Etats-Unis, livre, années 1960, protest song, Révolte !, Le Mot et le Reste, Charles Gancel, Yves Delmas

publié le par Anne-Sophie De Sutter

Une décennie (1961-1972) de chansons contestataires aux États-Unis.
« Ce livre n’est pas un livre d’Histoire mais d’histoires, ce n’est pas un documentaire, mais un concert. » — Yves Delmas et Charles Gancel

Il y a différentes manières de raconter l’Histoire : le plus simple est d’énumérer des dates et des faits dans une longue liste un peu indigeste, mais il est possible de leur donner vie au travers d’éléments sociologiques, économiques ou culturels. Dans Protest Song, Yves Delmas et Charles Gancel ont choisi l’angle de la chanson de protestation pour raconter l’histoire des États-Unis. Tous deux sont dirigeants d’entreprise mais sont de fins connaisseurs de la culture musicale américaine des années soixante et cela transparaît dans cet ouvrage.

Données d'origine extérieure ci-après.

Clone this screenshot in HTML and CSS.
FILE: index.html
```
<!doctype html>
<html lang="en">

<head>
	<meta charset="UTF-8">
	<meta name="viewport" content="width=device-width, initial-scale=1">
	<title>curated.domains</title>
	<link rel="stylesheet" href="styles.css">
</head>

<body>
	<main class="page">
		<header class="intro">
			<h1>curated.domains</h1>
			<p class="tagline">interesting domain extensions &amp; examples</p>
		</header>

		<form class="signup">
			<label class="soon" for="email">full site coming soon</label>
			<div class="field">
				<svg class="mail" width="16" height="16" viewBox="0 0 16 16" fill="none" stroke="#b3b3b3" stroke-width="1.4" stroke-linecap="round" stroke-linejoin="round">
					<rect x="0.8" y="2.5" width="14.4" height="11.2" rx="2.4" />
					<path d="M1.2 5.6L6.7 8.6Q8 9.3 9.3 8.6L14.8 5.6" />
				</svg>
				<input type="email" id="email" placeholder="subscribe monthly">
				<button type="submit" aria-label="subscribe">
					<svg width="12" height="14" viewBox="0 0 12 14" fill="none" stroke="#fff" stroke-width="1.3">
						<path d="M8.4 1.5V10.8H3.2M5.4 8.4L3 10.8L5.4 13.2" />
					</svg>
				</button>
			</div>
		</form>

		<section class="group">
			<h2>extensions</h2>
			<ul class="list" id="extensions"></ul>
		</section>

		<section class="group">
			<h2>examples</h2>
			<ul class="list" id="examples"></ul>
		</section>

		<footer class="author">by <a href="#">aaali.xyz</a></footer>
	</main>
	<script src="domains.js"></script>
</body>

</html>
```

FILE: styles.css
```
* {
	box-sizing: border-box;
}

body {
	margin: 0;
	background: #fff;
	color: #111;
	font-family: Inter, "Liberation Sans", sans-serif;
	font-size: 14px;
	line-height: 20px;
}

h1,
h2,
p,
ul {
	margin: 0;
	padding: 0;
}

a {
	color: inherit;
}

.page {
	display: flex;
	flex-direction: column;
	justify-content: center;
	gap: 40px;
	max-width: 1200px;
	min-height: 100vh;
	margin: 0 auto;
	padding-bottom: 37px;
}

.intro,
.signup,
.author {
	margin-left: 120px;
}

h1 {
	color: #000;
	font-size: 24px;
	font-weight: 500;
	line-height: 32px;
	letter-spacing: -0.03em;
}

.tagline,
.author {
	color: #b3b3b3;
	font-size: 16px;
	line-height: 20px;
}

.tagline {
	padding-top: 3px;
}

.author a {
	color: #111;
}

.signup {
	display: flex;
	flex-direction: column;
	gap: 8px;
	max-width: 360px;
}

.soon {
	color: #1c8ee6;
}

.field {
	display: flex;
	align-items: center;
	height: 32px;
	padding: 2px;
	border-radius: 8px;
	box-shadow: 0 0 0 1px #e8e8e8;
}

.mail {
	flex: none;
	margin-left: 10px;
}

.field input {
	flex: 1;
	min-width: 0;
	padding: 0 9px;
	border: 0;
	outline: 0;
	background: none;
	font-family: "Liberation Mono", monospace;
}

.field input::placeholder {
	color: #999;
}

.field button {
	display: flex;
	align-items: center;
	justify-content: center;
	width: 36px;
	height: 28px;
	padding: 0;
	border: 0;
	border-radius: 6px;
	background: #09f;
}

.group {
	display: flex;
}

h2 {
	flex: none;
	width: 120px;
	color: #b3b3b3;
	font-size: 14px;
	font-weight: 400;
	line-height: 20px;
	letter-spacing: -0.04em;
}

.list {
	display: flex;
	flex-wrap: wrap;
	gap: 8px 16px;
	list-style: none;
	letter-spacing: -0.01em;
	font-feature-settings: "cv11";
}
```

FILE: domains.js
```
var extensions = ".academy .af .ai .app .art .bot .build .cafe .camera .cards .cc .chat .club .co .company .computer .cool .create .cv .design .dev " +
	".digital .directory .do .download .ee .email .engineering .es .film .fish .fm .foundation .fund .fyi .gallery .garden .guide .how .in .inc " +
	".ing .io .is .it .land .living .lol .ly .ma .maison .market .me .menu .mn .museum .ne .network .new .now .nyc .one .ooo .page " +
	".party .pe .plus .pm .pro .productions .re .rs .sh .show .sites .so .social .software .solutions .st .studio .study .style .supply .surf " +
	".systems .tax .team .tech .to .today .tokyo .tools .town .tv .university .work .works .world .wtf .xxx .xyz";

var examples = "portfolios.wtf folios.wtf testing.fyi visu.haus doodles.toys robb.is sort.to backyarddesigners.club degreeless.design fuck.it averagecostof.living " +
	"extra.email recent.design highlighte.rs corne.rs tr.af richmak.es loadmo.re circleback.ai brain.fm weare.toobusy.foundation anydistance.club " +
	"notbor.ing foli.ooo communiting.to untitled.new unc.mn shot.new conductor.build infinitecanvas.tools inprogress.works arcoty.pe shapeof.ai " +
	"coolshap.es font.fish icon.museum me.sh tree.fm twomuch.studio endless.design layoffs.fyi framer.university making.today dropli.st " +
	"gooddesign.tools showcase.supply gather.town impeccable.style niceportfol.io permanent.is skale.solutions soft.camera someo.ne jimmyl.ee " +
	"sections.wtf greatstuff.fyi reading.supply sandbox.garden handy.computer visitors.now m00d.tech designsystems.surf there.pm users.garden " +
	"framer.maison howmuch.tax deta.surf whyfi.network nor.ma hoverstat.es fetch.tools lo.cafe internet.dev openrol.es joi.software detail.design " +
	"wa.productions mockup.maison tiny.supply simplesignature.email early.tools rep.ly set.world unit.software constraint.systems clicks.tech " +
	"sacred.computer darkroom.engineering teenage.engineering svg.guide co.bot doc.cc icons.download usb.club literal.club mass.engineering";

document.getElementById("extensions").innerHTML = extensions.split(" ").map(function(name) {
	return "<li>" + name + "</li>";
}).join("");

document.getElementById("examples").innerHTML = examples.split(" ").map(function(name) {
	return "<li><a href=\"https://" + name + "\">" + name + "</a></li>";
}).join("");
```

Les auteurs ont choisi une période limitée, de 1961 à 1972, ou de l’arrivée de Bob Dylan à New York à Joan Baez chantant sous les bombes américaines à Hanoï. Cette période est marquée par trois grands mouvements : la lutte pour les droits civiques, la contre-culture et l’opposition à la guerre du Vietnam. Les États-Unis sont sortis de la Seconde Guerre mondiale depuis plus d’une décennie et connaissent une période de prospérité inédite jusqu’alors. Les jeunes vivent une adolescence souvent dorée, mais surtout, ils veulent s’affranchir des carcans désuets du passé. La musique – le rock et le folk – leur permet de trouver une voix, de s’exprimer haut et fort à un moment où la société américaine est fortement divisée. Les Noirs, tenus à l’écart par la ségrégation et le racisme des Blancs, revendiquent leurs droits tandis que l’Amérique s’enfonce au Vietnam dans une guerre de moins en moins défendue et voulue par la population. Dans le livre, ce sont les chansons qui sont le fil rouge pour mieux comprendre cette époque. Au cours de la décennie, les styles musicaux évoluent, les textes porteurs de sens, dominants dans un premier temps, sont abandonnés au fur et à mesure et les guitares électriques véhiculent des émotions de plus en plus brutes.

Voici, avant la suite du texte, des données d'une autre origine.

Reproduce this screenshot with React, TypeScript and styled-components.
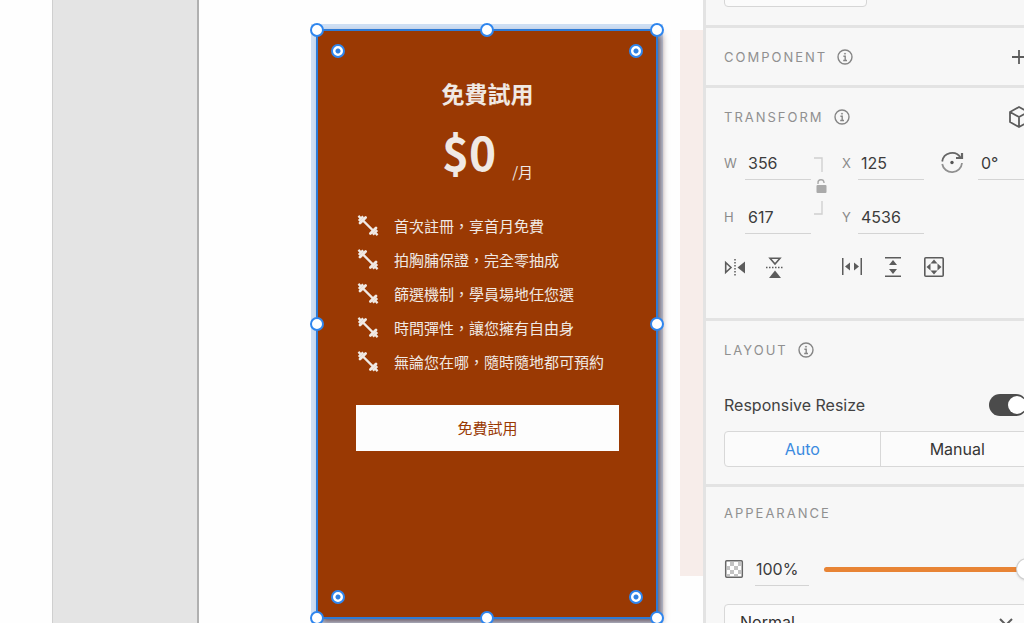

Tout commence donc en 1961. Bob Dylan arrive à New York et chante dès le premier soir des textes de Woody Guthrie dans un club de Greenwich Village. Cet événement permet un retour en arrière, vers les sources du folk et les premières chansons contestataires, composées par Guthrie, mais aussi par Pete Seeger et bien d’autres. Ces morceaux sont essentiellement acoustiques, mettant en avant les textes. Divers sujets sont abordés, les conditions sociales, la vie des travailleurs, l’écologie, mais aussi la question des droits civiques qui a pris de l’ampleur dans les années 1950 quand Rosa Parks a occupé un siège réservé aux Blancs dans un bus.

Une révolution musicale s’annonce : les Beatles déferlent sur l’Europe et les États-Unis, et dès 1965 commence un nouveau chapitre dans l’histoire du protest song (et une seconde partie dans le livre). Quatre éléments vont bouleverser ces quelques années, jusqu’en 1968 : la naissance du folk-rock, la guerre du Vietnam, la radicalisation noire et la contre-culture. Bob Dylan abandonne sa guitare acoustique, au grand dam de ses fans, et se tourne vers un rock très électrique, et beaucoup moins contestataire. C’est l’ère du folk-rock qui ne sera finalement qu’une courte parenthèse, d’autres mouvements prennent le relais. La guerre du Vietnam bouscule en effet le paysage musical. C’est la première fois que musique et guerre sont autant liées : le marché est en pleine expansion, les soldats peuvent écouter les multiples radios mais aussi les cassettes qui se copient facilement. Il y a la musique du front mais aussi les compositions pacifistes et anti-guerre qui soutiennent les grandes manifestations contestataires au pays.

À cette même époque, le mouvement noir se radicalise avec notamment la création du parti des Black Panthers mais aussi la voix d’Aretha Franklin qui demande haut et fort plus de « respect » pour les femmes afro-américaines. La question de la libération sexuelle et l’égalité entre femmes et hommes est d’ailleurs abordée à divers moments du livre.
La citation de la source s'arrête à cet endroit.